> [Exercise goal]: Will you write out the data exactly, excluding every picture?

> [Data excerpt]:
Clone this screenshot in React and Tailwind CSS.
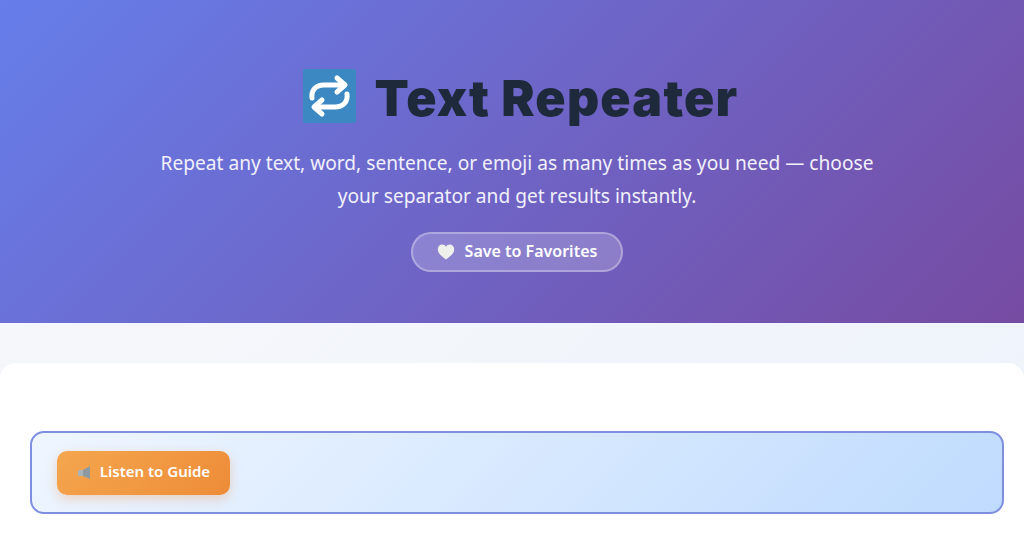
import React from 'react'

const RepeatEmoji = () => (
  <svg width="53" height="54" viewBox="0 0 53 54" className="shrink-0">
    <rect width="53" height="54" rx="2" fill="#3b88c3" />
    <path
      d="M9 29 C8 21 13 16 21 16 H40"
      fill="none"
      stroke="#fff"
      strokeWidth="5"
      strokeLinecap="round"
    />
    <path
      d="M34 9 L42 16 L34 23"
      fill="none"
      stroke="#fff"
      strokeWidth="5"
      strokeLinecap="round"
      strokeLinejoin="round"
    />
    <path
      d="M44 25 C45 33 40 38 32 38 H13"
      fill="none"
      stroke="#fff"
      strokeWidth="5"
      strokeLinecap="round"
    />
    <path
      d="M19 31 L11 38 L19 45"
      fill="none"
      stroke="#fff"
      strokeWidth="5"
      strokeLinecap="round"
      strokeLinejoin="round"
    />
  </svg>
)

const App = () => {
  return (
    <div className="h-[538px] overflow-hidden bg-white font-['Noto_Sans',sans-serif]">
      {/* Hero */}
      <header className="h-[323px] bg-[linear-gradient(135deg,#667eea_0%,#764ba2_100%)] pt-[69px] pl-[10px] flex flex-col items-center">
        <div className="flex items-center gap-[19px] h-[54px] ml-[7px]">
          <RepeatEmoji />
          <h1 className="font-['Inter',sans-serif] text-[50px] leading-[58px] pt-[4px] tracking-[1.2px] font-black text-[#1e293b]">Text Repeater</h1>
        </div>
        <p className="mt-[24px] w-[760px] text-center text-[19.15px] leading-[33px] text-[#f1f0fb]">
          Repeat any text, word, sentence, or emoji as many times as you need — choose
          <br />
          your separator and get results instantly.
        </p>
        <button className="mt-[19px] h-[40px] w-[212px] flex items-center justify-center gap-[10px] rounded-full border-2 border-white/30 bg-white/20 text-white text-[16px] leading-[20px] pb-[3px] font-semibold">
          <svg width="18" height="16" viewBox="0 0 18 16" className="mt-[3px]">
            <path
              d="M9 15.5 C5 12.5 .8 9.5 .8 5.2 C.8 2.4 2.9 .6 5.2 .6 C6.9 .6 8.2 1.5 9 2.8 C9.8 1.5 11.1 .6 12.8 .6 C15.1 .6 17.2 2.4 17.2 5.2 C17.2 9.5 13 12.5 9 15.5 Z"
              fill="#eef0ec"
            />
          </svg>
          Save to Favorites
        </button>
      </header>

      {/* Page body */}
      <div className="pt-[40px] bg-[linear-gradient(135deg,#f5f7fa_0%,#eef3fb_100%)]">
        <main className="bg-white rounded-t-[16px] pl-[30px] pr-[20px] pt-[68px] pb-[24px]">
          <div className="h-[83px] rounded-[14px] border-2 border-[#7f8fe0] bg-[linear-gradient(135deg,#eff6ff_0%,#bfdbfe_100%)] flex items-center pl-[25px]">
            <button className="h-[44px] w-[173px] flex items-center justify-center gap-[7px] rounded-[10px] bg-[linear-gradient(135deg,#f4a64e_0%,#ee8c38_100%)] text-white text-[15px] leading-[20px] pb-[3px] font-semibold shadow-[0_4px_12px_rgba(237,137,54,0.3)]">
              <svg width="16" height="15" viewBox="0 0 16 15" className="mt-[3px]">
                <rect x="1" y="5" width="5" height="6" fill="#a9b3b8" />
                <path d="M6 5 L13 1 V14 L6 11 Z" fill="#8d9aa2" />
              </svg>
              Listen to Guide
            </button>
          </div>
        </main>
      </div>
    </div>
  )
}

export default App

> [Right answer]:
Clone this screenshot in React and Tailwind CSS.
import React from 'react'

const RepeatEmoji = () => (
  <svg width="53" height="54" viewBox="0 0 53 54" className="shrink-0">
    <rect width="53" height="54" rx="2" fill="#3b88c3" />
    <path
      d="M9 29 C8 21 13 16 21 16 H40"
      fill="none"
      stroke="#fff"
      strokeWidth="5"
      strokeLinecap="round"
    />
    <path
      d="M34 9 L42 16 L34 23"
      fill="none"
      stroke="#fff"
      strokeWidth="5"
      strokeLinecap="round"
      strokeLinejoin="round"
    />
    <path
      d="M44 25 C45 33 40 38 32 38 H13"
      fill="none"
      stroke="#fff"
      strokeWidth="5"
      strokeLinecap="round"
    />
    <path
      d="M19 31 L11 38 L19 45"
      fill="none"
      stroke="#fff"
      strokeWidth="5"
      strokeLinecap="round"
      strokeLinejoin="round"
    />
  </svg>
)

const App = () => {
  return (
    <div className="h-[538px] overflow-hidden bg-white font-['Noto_Sans',sans-serif]">
      {/* Hero */}
      <header className="h-[323px] bg-[linear-gradient(135deg,#667eea_0%,#764ba2_100%)] pt-[69px] pl-[10px] flex flex-col items-center">
        <div className="flex items-center gap-[19px] h-[54px] ml-[7px]">
          <RepeatEmoji />
          <h1 className="font-['Inter',sans-serif] text-[50px] leading-[58px] pt-[4px] tracking-[1.2px] font-black text-[#1e293b]">Text Repeater</h1>
        </div>
        <p className="mt-[24px] w-[760px] text-center text-[19.15px] leading-[33px] text-[#f1f0fb]">
          Repeat any text, word, sentence, or emoji as many times as you need — choose
          <br />
          your separator and get results instantly.
        </p>
        <button className="mt-[19px] h-[40px] w-[212px] flex items-center justify-center gap-[10px] rounded-full border-2 border-white/30 bg-white/20 text-white text-[16px] leading-[20px] pb-[3px] font-semibold">
          <svg width="18" height="16" viewBox="0 0 18 16" className="mt-[3px]">
            <path
              d="M9 15.5 C5 12.5 .8 9.5 .8 5.2 C.8 2.4 2.9 .6 5.2 .6 C6.9 .6 8.2 1.5 9 2.8 C9.8 1.5 11.1 .6 12.8 .6 C15.1 .6 17.2 2.4 17.2 5.2 C17.2 9.5 13 12.5 9 15.5 Z"
              fill="#eef0ec"
            />
          </svg>
          Save to Favorites
        </button>
      </header>

      {/* Page body */}
      <div className="pt-[40px] bg-[linear-gradient(135deg,#f5f7fa_0%,#eef3fb_100%)]">
        <main className="bg-white rounded-t-[16px] pl-[30px] pr-[20px] pt-[68px] pb-[24px]">
          <div className="h-[83px] rounded-[14px] border-2 border-[#7f8fe0] bg-[linear-gradient(135deg,#eff6ff_0%,#bfdbfe_100%)] flex items-center pl-[25px]">
            <button className="h-[44px] w-[173px] flex items-center justify-center gap-[7px] rounded-[10px] bg-[linear-gradient(135deg,#f4a64e_0%,#ee8c38_100%)] text-white text-[15px] leading-[20px] pb-[3px] font-semibold shadow-[0_4px_12px_rgba(237,137,54,0.3)]">
              <svg width="16" height="15" viewBox="0 0 16 15" className="mt-[3px]">
                <rect x="1" y="5" width="5" height="6" fill="#a9b3b8" />
                <path d="M6 5 L13 1 V14 L6 11 Z" fill="#8d9aa2" />
              </svg>
              Listen to Guide
            </button>
          </div>
        </main>
      </div>
    </div>
  )
}

export default App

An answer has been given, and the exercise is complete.